Second, our study was the first to assess the performance of a low-cost backpack-mounted omnidirectional camera system in the estimation of tree stem parameters. Centimetric accuracy was obtained for object reconstruction using the PMTS data processed with PhotoScan software. These results are comparable to those for other PMTS approaches for forest mapping, which are currently ten to hundreds of times more expensive. Modeling of individual tree stems is a fundamental process for extracting DBH measurements and other forest parameters along the stem, which would be extremely laborious to measure manually, thus highlighting a potential application of this system.

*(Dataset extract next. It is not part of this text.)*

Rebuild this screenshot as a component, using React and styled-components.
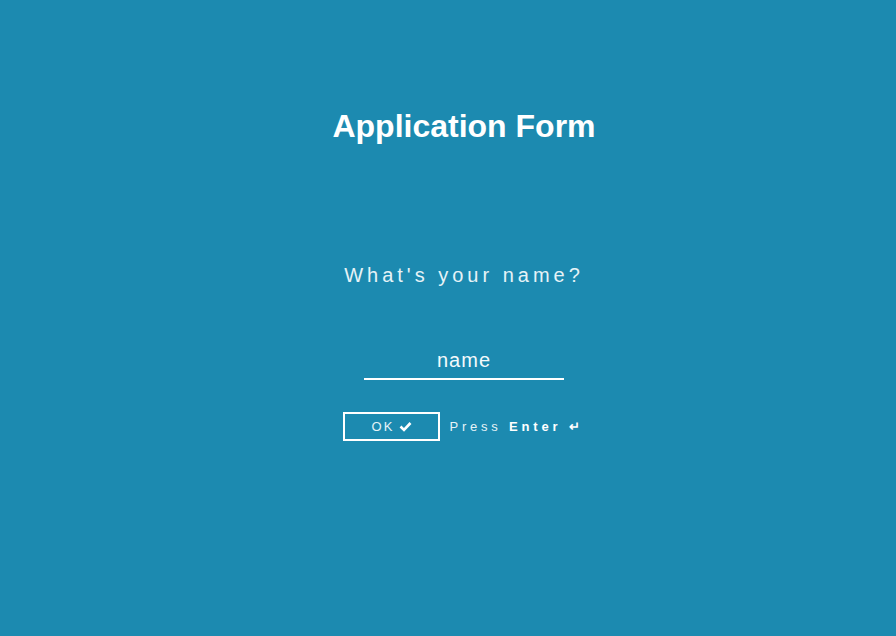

Based on our results, we can identify some drawbacks related to the PMTS that provide scope for future research. (1) The 8-s time gap between successive still images with the Ricoh Theta S prevents the dynamic sequential acquisition of images, leading to the decision to use frame videos with low resolution in our system. Therefore, this technique can be extended for other dual systems, such as the Samsung Gear 360, LG 360 and Nikon KeyMission 360. (2) Omnidirectional images do not follow a perspective geometry, which requires modifications of classic photogrammetric models. (3) Due to the image resolution, the imaging range of the system is less than 5 m, and thus more strips are required to cover the area than for LASER scanner PMTS approaches. (4) Further investigations should be performed to evaluate the effects on PMTS navigation system data of using an integrated sensor orientation approach, with rigorous analysis of the stochastic properties of the data. (5) Further experiments considering larger test areas are also suggested.